Nous sommes ainsi clairement favorables à l’instauration de nouveaux prélèvements sociaux pour financer la dépendance, des prélèvements mutualisés et collectifs, solidaires, en dehors de tout recours à un dispositif assurantiel qui ne réglera rien et conduira à l’émergence de nouvelles poches de pauvreté au sein des générations les plus âgées.
Mes chers collègues, est-il préférable que notre système fiscal et social privilégie les placements boursiers, les opérations stratégiques capitalistiques, ou qu’il permette de financer une retraite à 85 % du SMIC pour tous, la couverture optimale des dépenses de santé des ménages, la juste réparation des dommages causés par les accidents du travail et les maladies professionnelles ?
Telle est notre position de fond sur le devenir de nos prélèvements obligatoires, et donc sur la programmation des finances publiques. Pour l’heure, tout ce que prévoit la loi de programmation des finances publiques, dans sa rédaction issue de la commission mixte paritaire, conduira à vassaliser les politiques publiques nationales aux impératifs de la construction européenne, singulièrement à la stabilité de l’euro. Réduction des déficits et de la dépense publique, gel des ressources allouées aux collectivités locales font partie du credo monétariste qui sous-tend cette loi de programmation. Ainsi, on va continuer de supprimer des emplois publics et inciter les collectivités territoriales à faire de même.
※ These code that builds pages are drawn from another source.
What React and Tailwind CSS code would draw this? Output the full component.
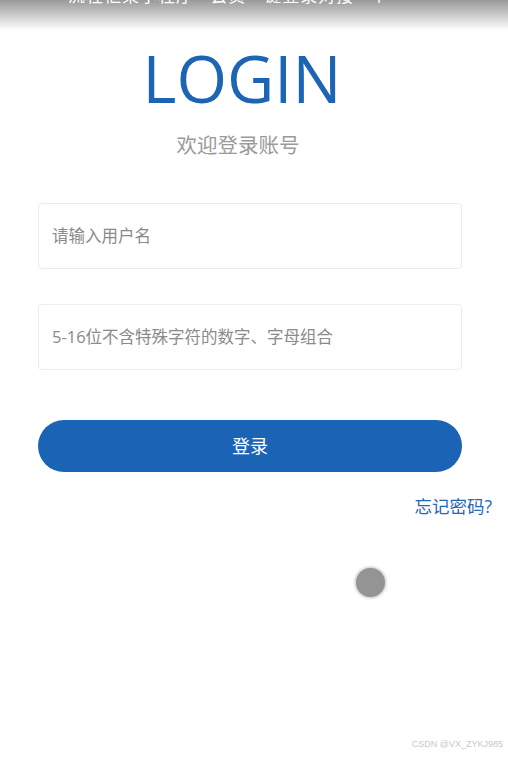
export default function App() {
  const cjk = { fontFamily: '"Open Sans", "Noto Sans CJK SC", sans-serif' };
  return (
    <div className="relative w-[508px] h-[759px] bg-white overflow-hidden" style={cjk}>
      <div className="h-[30px] overflow-hidden bg-gradient-to-b from-[#999999] to-white">
        <p className="-mt-[14px] pl-[68px] text-[17px] leading-[20px] text-white whitespace-nowrap tracking-[1px]">
          流程框架小程序 · 会员一键登录对接 · 个
        </p>
      </div>
      <div className="flex flex-col items-center">
        <h1 className="mt-[10px] ml-[-24px] text-[65px] leading-[76px] text-[#1c64b4]" style={{ fontFamily: '"Open Sans", sans-serif' }}>
          LOGIN
        </h1>
        <p className="mt-[16px] ml-[-32px] text-[20.5px] leading-[26px] text-[#9a9a9a]">欢迎登录账号</p>
      </div>
      <div className="px-[38px] pt-[45px] w-[500px]">
        <div className="h-[66px] rounded-[4px] border border-[#ececec] flex items-center px-[13px] text-[16.5px] text-[#8a8a8a]">
          请输入用户名
        </div>
        <div className="mt-[35px] h-[66px] rounded-[4px] border border-[#ececec] flex items-center px-[13px] text-[16.5px] text-[#8a8a8a]">
          5-16位不含特殊字符的数字、字母组合
        </div>
        <div className="mt-[50px] h-[52px] rounded-full bg-[#1b63b5] flex items-center justify-center text-[18px] text-white">
          登录
        </div>
      </div>
      <div className="flex justify-end pr-[16px] mt-[23px]">
        <span className="text-[17.5px] leading-[22px] text-[#2766b2]">忘记密码?</span>
      </div>
      <div className="flex justify-end pr-[123px] mt-[51px]">
        <div className="w-[29px] h-[29px] rounded-full bg-[#949494] shadow-[0_0_3px_1px_rgba(150,150,150,0.6)]" />
      </div>
      <div className="absolute right-[5px] bottom-[8px] text-[9px] text-[#c8c8c8]" style={{ fontFamily: '"Liberation Sans", sans-serif' }}>
        CSDN @VX_ZYKJ985
      </div>
    </div>
  );
}
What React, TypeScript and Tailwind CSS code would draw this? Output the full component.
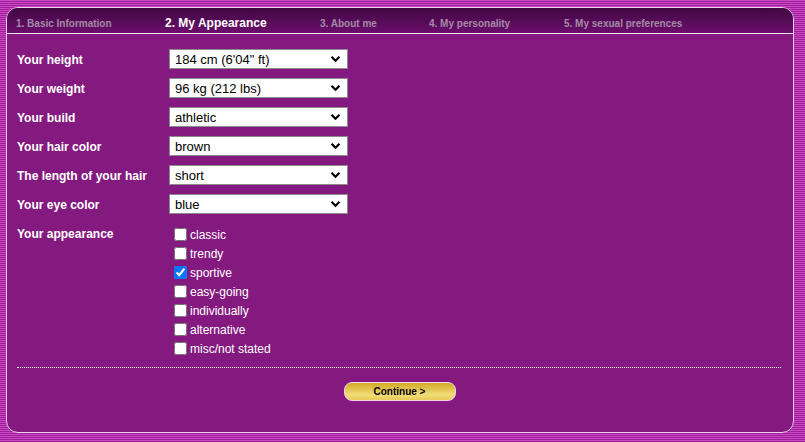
import React from "react";

const selects: { label: string; value: string }[] = [
  { label: "Your height", value: "184 cm (6'04\" ft)" },
  { label: "Your weight", value: "96 kg (212 lbs)" },
  { label: "Your build", value: "athletic" },
  { label: "Your hair color", value: "brown" },
  { label: "The length of your hair", value: "short" },
  { label: "Your eye color", value: "blue" },
];

const looks = [
  "classic",
  "trendy",
  "sportive",
  "easy-going",
  "individually",
  "alternative",
  "misc/not stated",
];

function Chevron() {
  return (
    <svg width="11" height="8" viewBox="0 0 11 8" className="shrink-0">
      <path d="M1.5 1.8 L5.5 5.8 L9.5 1.8" fill="none" stroke="#000" strokeWidth="2.2" />
    </svg>
  );
}

export default function App() {
  return (
    <div
      className="w-[805px] h-[442px] overflow-hidden pt-[7px] pl-[6px] bg-[repeating-linear-gradient(to_bottom,#cc45c4_0px,#cc45c4_1px,#9c229a_1px,#9c229a_2px)]"
      style={{ fontFamily: '"Liberation Sans", Arial, sans-serif' }}
    >
      <div className="w-[788px] h-[426px] rounded-[12px] border border-[#f2cdee] bg-[#841a80] overflow-hidden flex flex-col">
        {/* header */}
        <div className="h-[20px] pt-[5px] shrink-0 flex items-center pl-[9px] bg-[linear-gradient(to_bottom,#3f0841,#6c0e6d)] border-b border-[#f4e6f4] box-content">
          <span className="w-[149px] text-[10px] font-bold text-[#a58aa7]">1. Basic Information</span>
          <span className="w-[155px] text-[12px] font-bold text-white">2. My Appearance</span>
          <span className="w-[109px] text-[10px] font-bold text-[#a58aa7]">3. About me</span>
          <span className="w-[135px] text-[10px] font-bold text-[#a58aa7]">4. My personality</span>
          <span className="text-[10px] font-bold text-[#a58aa7]">5. My sexual preferences</span>
        </div>
        {/* body */}
        <div className="flex flex-col pt-[15px] pl-[10px] pr-[12px]">
          <div className="flex flex-col gap-[9px]">
            {selects.map((s) => (
              <div key={s.label} className="flex items-center h-[20px]">
                <span className="w-[152px] text-[12px] font-bold text-white pt-[2px]">{s.label}</span>
                <div className="w-[179px] h-[20px] bg-white border border-[#8a8a8a] flex items-center justify-between pl-[5px] pr-[6px]">
                  <span className="text-[13px] text-black leading-none">{s.value}</span>
                  <Chevron />
                </div>
              </div>
            ))}
          </div>
          <div className="flex mt-[11px]">
            <span className="w-[152px] text-[12px] font-bold text-white pt-[2px] leading-[15px]">Your appearance</span>
            <div className="flex flex-col pl-[5px]">
              {looks.map((l) => (
                <label key={l} className="flex items-center h-[19px]">
                  <input
                    type="checkbox"
                    defaultChecked={l === "sportive"}
                    className="w-[13px] h-[13px] m-0 mr-[3px] accent-[#0075ff]"
                  />
                  <span className="text-[12px] text-white pt-[1px]">{l}</span>
                </label>
              ))}
            </div>
          </div>
          <div className="mt-[9px] border-t border-dotted border-white" />
          <div className="flex justify-center mt-[14px] pl-[1px]">
            <button className="w-[112px] h-[19px] rounded-[8px] border border-[#f6d6ec] bg-[linear-gradient(to_bottom,#d2aa26,#f2dc78_70%,#e8c956)] text-[10px] font-bold text-black leading-none">
              Continue &gt;
            </button>
          </div>
        </div>
      </div>
    </div>
  );
}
Cette loi de programmation est également inspirée par la croyance dans le retour à une croissance plus forte, par la grâce de la seule bonne volonté des acteurs économiques que constituent les entreprises. Investissement en progression, créations d’emplois et croissance de l’activité devraient ainsi découler naturellement des choix opérés par l’État sur le plan de la fiscalité comme sur celui des cotisations sociales.
Mais qui peut croire que ce qui n’a pas marché jusqu’à présent va soudain produire des résultats positifs ? Depuis trop longtemps, nous empilons incitations fiscales sur exonérations sociales sans que cela ait la moindre efficacité durable sur le niveau de l’activité.
Ce qui est à craindre, c’est que cette loi de programmation des finances publiques ne trouve pas la moindre application dans les années à venir, d’une part parce qu’elle porte sur des exercices budgétaires postérieurs à la présente législature, et que l’on ne peut écarter la possibilité d’une alternance politique promouvant une autre conception générale des politiques publiques, d’autre part parce que l’amélioration prévue des comptes publics est conditionnée par des hypothèses de croissance peu réalistes.
Quels sacrifices faudra-t-il alors imposer à notre peuple pour tenir les objectifs fixés ? Nous ne voulons pas de cette austérité de longue haleine pour la France, qui risque fort d’exténuer notre économie et nos concitoyens.
Dès maintenant, nous pouvons penser que la présente loi de programmation aura le même avenir que la précédente, c’est-à-dire qu’elle sera abrogée.